Can the Prosecution prefer two distinct drug charges – one pertaining to cannabis and the other relating to “cannabis mixture” – against an accused person, when both substances are part of a single compressed block of cannabis-related vegetable matter?
The Court of Appeal has ruled in the negative, in a landmark judgment issued on Wednesday (29th April) morning, as it throws out an appeal by 34-year-old Saravanan Chandaram, who will have to spend his life behind bars for importing 1383.6g of cannabis into Singapore.
However, Saravanan’s conviction on the second charge, which was for importing 3,295.7g of fragmented vegetable matter containing cannabinol and tetrahydrocannabinol, being “cannabis mixture” detected within the same bundles as those containing the cannabis, was set aside as a result of the apex court’s ruling.
As a result, Saravanan, who initially faced the maximum 24 strokes of the cane altogether for these two charges, will only receive the minimum 15 strokes of the cane for the single charge of trafficking in cannabis.

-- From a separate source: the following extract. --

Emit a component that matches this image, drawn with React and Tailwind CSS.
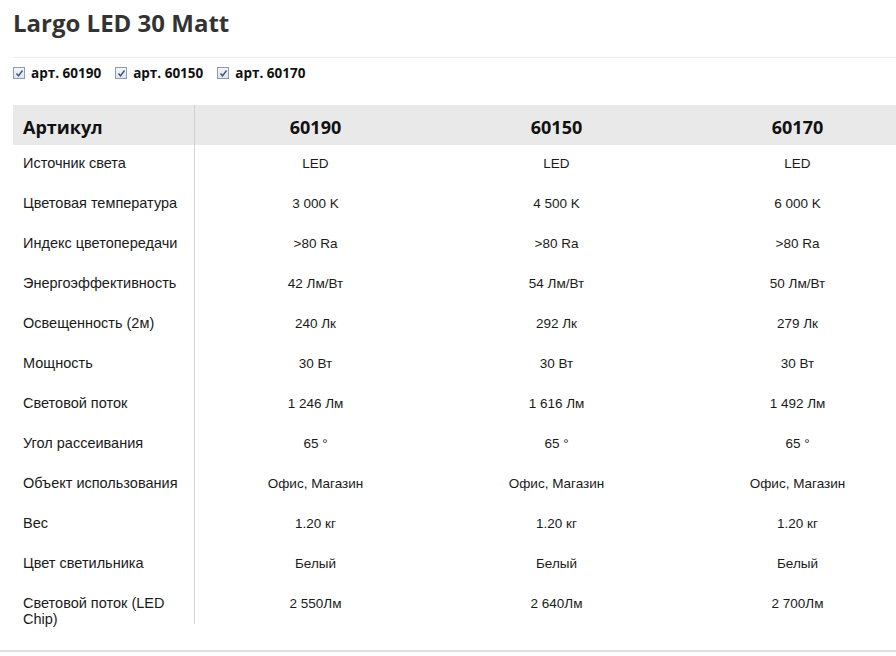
import React from "react";

const cols = ["60190", "60150", "60170"];
const rows = [
  ["Источник света", "LED", "LED", "LED"],
  ["Цветовая температура", "3 000 K", "4 500 K", "6 000 K"],
  ["Индекс цветопередачи", ">80 Ra", ">80 Ra", ">80 Ra"],
  ["Энергоэффективность", "42 Лм/Вт", "54 Лм/Вт", "50 Лм/Вт"],
  ["Освещенность (2м)", "240 Лк", "292 Лк", "279 Лк"],
  ["Мощность", "30 Вт", "30 Вт", "30 Вт"],
  ["Световой поток", "1 246 Лм", "1 616 Лм", "1 492 Лм"],
  ["Угол рассеивания", "65 °", "65 °", "65 °"],
  ["Объект использования", "Офис, Магазин", "Офис, Магазин", "Офис, Магазин"],
  ["Вес", "1.20 кг", "1.20 кг", "1.20 кг"],
  ["Цвет светильника", "Белый", "Белый", "Белый"],
  ["Световой поток (LED Chip)", "2 550Лм", "2 640Лм", "2 700Лм"],
];

function Check() {
  return (
    <span className="inline-flex w-[12px] h-[12px] border border-[#8f9bb3] bg-gradient-to-b from-[#f4f6fa] to-[#dfe4ee] items-center justify-center">
      <svg width="9" height="9" viewBox="0 0 9 9">
        <path d="M1.5 4.5 L3.5 6.8 L7.5 1.5" fill="none" stroke="#3b4f7a" strokeWidth="1.4" />
      </svg>
    </span>
  );
}

export default function App() {
  return (
    <div className="w-[896px] h-[656px] overflow-hidden bg-white relative">
      <div className="pl-[13px]">
        <div className="h-[58px] border-b border-[#ececec]">
          <h1
            className="pt-[5px] text-[24px] font-bold text-[#333333] leading-normal"
            style={{ fontFamily: "'Open Sans', sans-serif" }}
          >
            Largo LED 30 Matt
          </h1>
        </div>
        <div
          className="h-[47px] flex items-start pt-[7px] gap-[14px] text-[13.5px] font-bold text-[#111]"
          style={{ fontFamily: "'Open Sans', sans-serif" }}
        >
          {cols.map((c) => (
            <label key={c} className="flex items-center gap-[6px] h-[16px]">
              <Check />
              <span>арт. {c}</span>
            </label>
          ))}
        </div>
        <div className="w-[905px]">
          <div
            className="flex h-[40px] bg-[#e9e9e9] items-center text-[18px] font-bold text-[#111]"
            style={{ fontFamily: "'Open Sans', sans-serif" }}
          >
            <div className="w-[182px] shrink-0 pl-[10px] pt-[4px] h-full flex items-center border-r border-[#cfcfcf]">Артикул</div>
            {cols.map((c) => (
              <div key={c} className="w-[241px] shrink-0 text-center pt-[4px]">{c}</div>
            ))}
          </div>
          {rows.map((r, i) => (
            <div
              key={i}
              className="flex h-[40px] leading-[16px] text-[#1a1a1a]"
              style={{ fontFamily: "'Liberation Sans', Arial, sans-serif" }}
            >
              <div className={`w-[182px] shrink-0 pl-[10px] pr-[12px] pt-[10px] text-[14.5px] border-r border-[#d6d6d6] ${i === rows.length - 1 ? "h-[39px]" : ""}`}>
                {r[0]}
              </div>
              {r.slice(1).map((v, j) => (
                <div key={j} className="w-[241px] shrink-0 text-center pt-[11px] text-[13.5px]">
                  {v}
                </div>
              ))}
            </div>
          ))}
        </div>
      </div>
      <div className="absolute left-0 right-0 top-[650px] h-[2px] bg-[#dedede]" />
    </div>
  );
}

Saravanan, a driver and bodyguard for a drug syndicate leader in Malaysia known as “Aya”, was instructed by the latter to deliver ten bundles to a customer in Singapore. He entered Singapore via Woodlands Checkpoint on the morning of 6th November 2014 and was arrested by officers from the Immigrations & Checkpoints Authority (ICA). The bundles were tested and found to contain cannabis and cannabis mixture.
At trial, Saravanan’s defence was that he agreed to transport the bundles into Singapore in order to repay a loan from Aya for his son’s operation, believing that it contained contraband tobacco, and that Aya had deceived him due to his refusal to bring controlled drugs into Singapore.

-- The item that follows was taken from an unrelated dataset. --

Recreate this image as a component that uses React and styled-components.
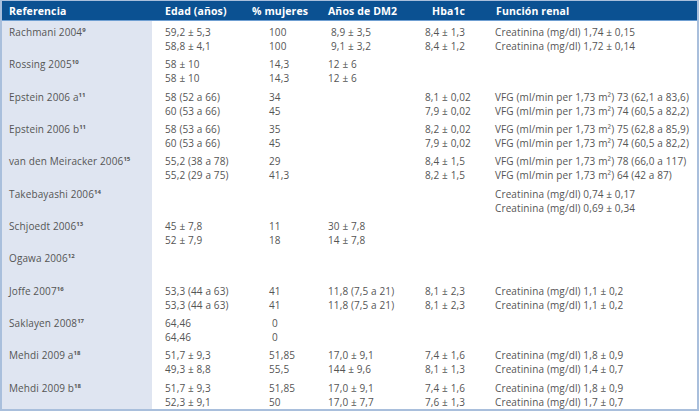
import React from 'react';
import styled, { createGlobalStyle } from 'styled-components';

const GlobalStyle = createGlobalStyle`
  body {
    margin: 0;
    background: #fff;
    font-family: 'Open Sans', 'Liberation Sans', sans-serif;
  }
`;

const COLUMNS = '150px 93px 73px 97px 70px 212px';

const TableBox = styled.div`
  width: 695px;
  height: 408px;
  border: 2px solid #a9bfdc;
  border-top-width: 1px;
  display: flex;
  flex-direction: column;
  color: #555;
  font-size: 10px;
  letter-spacing: 0.12px;
`;

const HeaderRow = styled.div`
  display: grid;
  grid-template-columns: ${COLUMNS};
  height: 19px;
  background: #0b5192;
  border-bottom: 1px solid #6f9fd2;
  align-items: center;
`;

const HeadCell = styled.div`
  color: #fff;
  font-weight: 700;
  font-size: 10.5px;
  padding-left: ${(p) => p.pad}px;
  white-space: nowrap;
`;

const Body = styled.div`
  flex: 1;
  display: flex;
  flex-direction: column;
`;

const Row = styled.div`
  flex: 1;
  display: grid;
  grid-template-columns: ${COLUMNS};
`;

const Cell = styled.div`
  padding-top: 4px;
  padding-left: ${(p) => p.pad}px;
  line-height: 14px;
  white-space: nowrap;
  background: ${(p) => (p.shaded ? '#dfe5f1' : 'transparent')};
`;

const Line = styled.div`
  padding-left: ${(p) => p.indent || 0}px;
`;

const Sup = styled.sup`
  font-size: 6px;
  font-weight: 700;
  line-height: 0;
  vertical-align: 4px;
  letter-spacing: 0;
`;

const headers = [
  { label: 'Referencia', pad: 7 },
  { label: 'Edad (años)', pad: 13 },
  { label: '% mujeres', pad: 7 },
  { label: 'Años de DM2', pad: 10 },
  { label: 'Hba1c', pad: 17 },
  { label: 'Función renal', pad: 11 },
];

const vfg = (v) => `VFG (ml/min per 1,73 m²) ${v}`;
const cre = (v) => `Creatinina (mg/dl) ${v}`;

const rows = [
  {
    ref: 'Rachmani 2004', sup: '9',
    edad: ['59,2 ± 5,3', '58,8 ± 4,1'],
    muj: ['100', '100'], mujIndent: -7,
    dm2: ['8,9 ± 3,5', '9,1 ± 3,2'], dm2Indent: 3,
    hba: ['8,4 ± 1,3', '8,4 ± 1,2'],
    fr: [cre('1,74 ± 0,15'), cre('1,72 ± 0,14')],
  },
  {
    ref: 'Rossing 2005', sup: '10',
    edad: ['58 ± 10', '58 ± 10'],
    muj: ['14,3', '14,3'],
    dm2: ['12 ± 6', '12 ± 6'],
  },
  {
    ref: 'Epstein 2006 a', sup: '11',
    edad: ['58 (52 a 66)', '60 (53 a 66)'],
    muj: ['34', '45'],
    hba: ['8,1 ± 0,02', '7,9 ± 0,02'],
    fr: [vfg('73 (62,1 a 83,6)'), vfg('74 (60,5 a 82,2)')],
  },
  {
    ref: 'Epstein 2006 b', sup: '11',
    edad: ['58 (53 a 66)', '60 (53 a 66)'],
    muj: ['35', '45'],
    hba: ['8,2 ± 0,02', '7,9 ± 0,02'],
    fr: [vfg('75 (62,8 a 85,9)'), vfg('74 (60,5 a 82,2)')],
  },
  {
    ref: 'van den Meiracker 2006', sup: '15',
    edad: ['55,2 (38 a 78)', '55,2 (29 a 75)'],
    muj: ['29', '41,3'],
    hba: ['8,4 ± 1,5', '8,2 ± 1,5'],
    fr: [vfg('78 (66,0 a 117)'), vfg('64 (42 a 87)')],
  },
  {
    ref: 'Takebayashi 2006', sup: '14',
    fr: [cre('0,74 ± 0,17'), cre('0,69 ± 0,34')],
  },
  {
    ref: 'Schjoedt 2006', sup: '13',
    edad: ['45 ± 7,8', '52 ± 7,9'],
    muj: ['11', '18'],
    dm2: ['30 ± 7,8', '14 ± 7,8'],
  },
  { ref: 'Ogawa 2006', sup: '12' },
  {
    ref: 'Joffe 2007', sup: '16',
    edad: ['53,3 (44 a 63)', '53,3 (44 a 63)'],
    muj: ['41', '41'],
    dm2: ['11,8 (7,5 a 21)', '11,8 (7,5 a 21)'],
    hba: ['8,1 ± 2,3', '8,1 ± 2,3'],
    fr: [cre('1,1 ± 0,2'), cre('1,1 ± 0,2')],
  },
  {
    ref: 'Saklayen 2008', sup: '17',
    edad: ['64,46', '64,46'],
    muj: ['0', '0'], mujIndent: 3,
  },
  {
    ref: 'Mehdi 2009 a', sup: '18',
    edad: ['51,7 ± 9,3', '49,3 ± 8,8'],
    muj: ['51,85', '55,5'],
    dm2: ['17,0 ± 9,1', '144 ± 9,6'],
    hba: ['7,4 ± 1,6', '8,1 ± 1,3'],
    fr: [cre('1,8 ± 0,9'), cre('1,4 ± 0,7')],
  },
  {
    ref: 'Mehdi 2009 b', sup: '18',
    edad: ['51,7 ± 9,3', '52,3 ± 9,1'],
    muj: ['51,85', '50'],
    dm2: ['17,0 ± 9,1', '17,0 ± 7,7'],
    hba: ['7,4 ± 1,6', '7,6 ± 1,3'],
    fr: [cre('1,8 ± 0,9'), cre('1,7 ± 0,7')],
  },
];

const Lines = ({ values = [], indent }) =>
  values.map((v, i) => (
    <Line key={i} indent={indent}>
      {v}
    </Line>
  ));

const StudyRow = ({ row }) => (
  <Row>
    <Cell pad={7} shaded>
      {row.ref}
      <Sup>{row.sup}</Sup>
    </Cell>
    <Cell pad={13}>
      <Lines values={row.edad} />
    </Cell>
    <Cell pad={24}>
      <Lines values={row.muj} indent={row.mujIndent} />
    </Cell>
    <Cell pad={10}>
      <Lines values={row.dm2} indent={row.dm2Indent} />
    </Cell>
    <Cell pad={10}>
      <Lines values={row.hba} />
    </Cell>
    <Cell pad={10}>
      <Lines values={row.fr} />
    </Cell>
  </Row>
);

const App = () => (
  <>
    <GlobalStyle />
    <TableBox>
      <HeaderRow>
        {headers.map((h) => (
          <HeadCell key={h.label} pad={h.pad}>
            {h.label}
          </HeadCell>
        ))}
      </HeaderRow>
      <Body>
        {rows.map((row) => (
          <StudyRow row={row} key={row.ref} />
        ))}
      </Body>
    </TableBox>
  </>
);

export default App;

In August 2017, Justice Aedit Abdullah convicted Saravanan of both charges, finding that he had actual knowledge as to the nature of the drugs; and in any event, he had failed to rebut the presumption of knowledge under the Misuse of Drugs Act. As Saravanan was a mere courier and had a certificate of substantive assistance, he was given a global sentence of life imprisonment and 24 strokes of the cane.
The Court of Appeal – comprising Chief Justice Sundaresh Menon, Judge of Appeal Andrew Phang and Judge of Appeal Steven Chong – heard Saravanan’s appeal on two occasions, and reserved judgment on the last occasion in May last year.
In brief, the apex court disagreed with Justice Abdullah that Saravanan had actual knowledge as to the nature of the drugs, but agreed that he had not rebutted the presumption of knowledge.
The court also clarified the definition of “cannabis mixture”; it held that both cannabis matter and vegetable matter of non-cannabis origin or indeterminate origin, which could not be distinguished or separated from each other, must be present before it can be considered as “cannabis mixture”. In so doing, it departed from an earlier case decided in 1996, which held that the definition of “cannabis mixture” may include “an unadulterated mixture of vegetable matter of entirely cannabis origin”.
The court further held that the sentencing ranges for trafficking or importation offences of cannabis should be based on the gross weight of cannabis mixture, and not just merely the amount of cannabinol and tetrahydrocannabinol contained in the mixture.
On the facts, the court could not rule out the possibility that some of the fragmented vegetable matter were created as a result of the testing procedure conducted by the Health Sciences Authority, and did not exist in that form when Saravanan imported the bundles into Singapore. Any estimate of the respective quantities of cannabis and cannabis mixture at the time of the offence in such circumstances would therefore have been “arbitrary” to an accused person.
As such, it would have been impermissible for the Prosecution to prefer two distinct charges for trafficking in both cannabis and cannabis mixture in relation to a single block of cannabis-related vegetable matter.